Answer. – It is in order to be in harmony with the traditions of conventional language (lokasaṃvṛti) that we speak of directions; but regardless of the search, their reality cannot be demonstrated.

Question. – How can you say that they do not exist? If the directions are not in your four baskets of the Dharma (dharmapiṭaka), they are mentioned in my six baskets of the Dharma;[4] if they are not contained in your list of skandhas, āyatanas and dhātus, they are contained in my own dhāraṇīs.

Moreover, by virtue of its nature of existence, the dharma ‘direction’ exists and is eternal. Thus it is said in a sūtra: “The place where the sun rises is in the eastern direction; the place where the sun sets is in the western direction; the place where the sun travels to is in the southern direction; the place where the sun does not travel to is in the northern direction.” The sun has a threefold conjunction (saṃyoga): prior conjunction, actual conjunction and later conjunction. It is divided according to direction. The first direction with which it enters into conjunction is the east, then the south, and finally the west. The place where the sun does not travel is not counted. The specific nature (lakṣaṇa) of the direction is the distinction between ‘there’ and ‘here’, between ‘here’ and ‘there’. If the directions did not exist, these distinctions would be wrong and, since these distinctions constitute the specific nature of the direction, there would be no directions.

Answer. – That is not correct. Mount Sumeru is situated at the center of the four continents; the sun makes a circuit around Sumeru and [successively] lights up the four continents (dvīpaka). When it is noon (madhyāhna) in Uttarakuru (northern continent), the sun is rising in Pūrvavideha (eastern continent) because, for the inhabitants of Pūrvavideha, [Uttarakuru] is east. – When it is noon in Pūrvavideha (eastern continent), the sun is rising in Jambudvīpa (southern continent) because, for the [133c] inhabitants of Jambudvīpa, [Pūrvavideha] is east.[5] Therefore there is no initial term. Why? Because according to the course [of the sun], all directions are [successively] east, south, west and north.[6] Therefore it is not true, as you said, that “the place where the sun rises is the eastern direction, the place where the sun sets is the western direction, the place where the sun travels to is the southern direction and the place where the sun does not travel to is the northern direction.” Moreover, the place with which the sun does not enter into conjunction [namely, north] is not a direction because it is lacking the specific characteristic (lakṣaṇa) of direction [namely, conjunction].

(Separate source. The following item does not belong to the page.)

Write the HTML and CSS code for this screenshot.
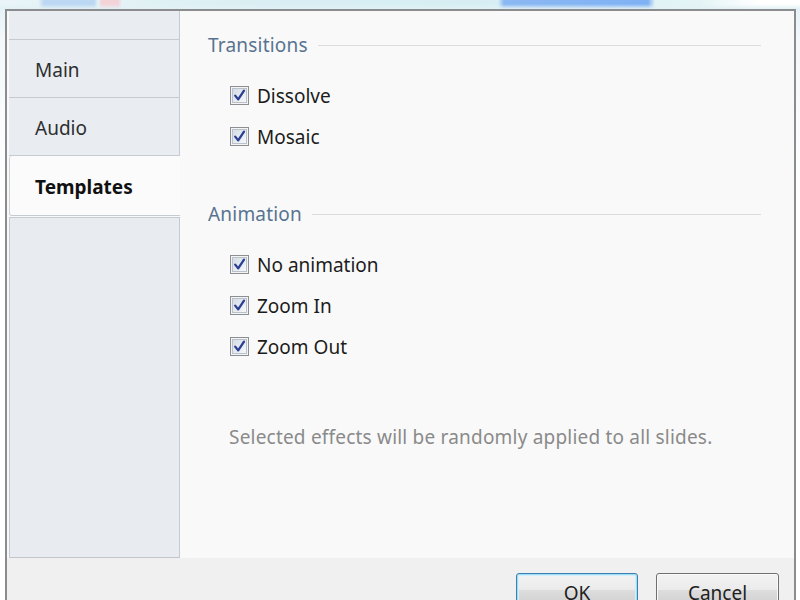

Question. – I was speaking of ‘direction’ in reference to one single country and you are basing your objection on four countries [namely, the four continents]. This is why the direction of the east is not without initial term.

Answer. – If, in one single land, the sun enters into conjunction with the east, that is limited (antavat); if it is limited, it is not eternal (anitya); if it is not eternal, it is not universal (vyāpin). This is why the directions have only nominal existence and are not realities.

Footnotes and references:

1.

This universe is called Chan “Good” in the Chinese text, but Padmā “Lotus” (Chin. Houa) in the original Sanskrit of the Pañcaviṃśati, p. 17. This last reading is the proper one (note that the names of all the universes are feminine; this is why Padmā ends with ‘ā’).

2.

This Buddha is called Chan tö “Beauty of the Good” in the Chinese text (Chin. Houa tö), but Padmaśrī “Beauty of the Lotus” (Chin. Houa tö) in the Sanskrit text of the Pañcaviṃśati, p. 17. This last reading is the proper one.

3.

Understand: there is no mention of these directions as truly existent things (dharma).

4.

We know from k. 11, p. 143c that these four dharmapiṭakas are the Sutrapiṭaka, the Vinayapiṭaka, the Abhidharmapiṭaka and the Mixed Basket (Tsa tsang); for this last one, see Przyluski, Concile, p. 119–120. As for the six Baskets, this is the first time I [Lamotte] have heard of them.

5.

These facts are taken from the Cosmology of the Dīrgha, Tch’ang a han, T 1 (no. 30), k. 22, p. 147c: “When it is noon in Jambudvīpa, the sun is setting in Pūrvavideha, rising in Godānīya, and it is midnight in Uttarakuru. – When it is noon in Uttarakuru, the sun is setting in Godānīya, rising in Pūrvavideha and it is midnight in Jambudvīpa. – When it is noon in Pūrvavideha, the sun is setting in Uttarakuru, rising in Jambudvīpa and it is midnight in Godānīya.” – See also Kośa, III, p. 157.

6.

Tch’ang a han, T 1 (no. 30), k. 22, p. 147c: When Jambudvīpa is east, Pūrvavideha is west. When Jambudvīpa is west, Godānīya is east. When Godānīya is west, Uttarakuru is east. When Uttarakuru is west, Pūrvavideha is east.”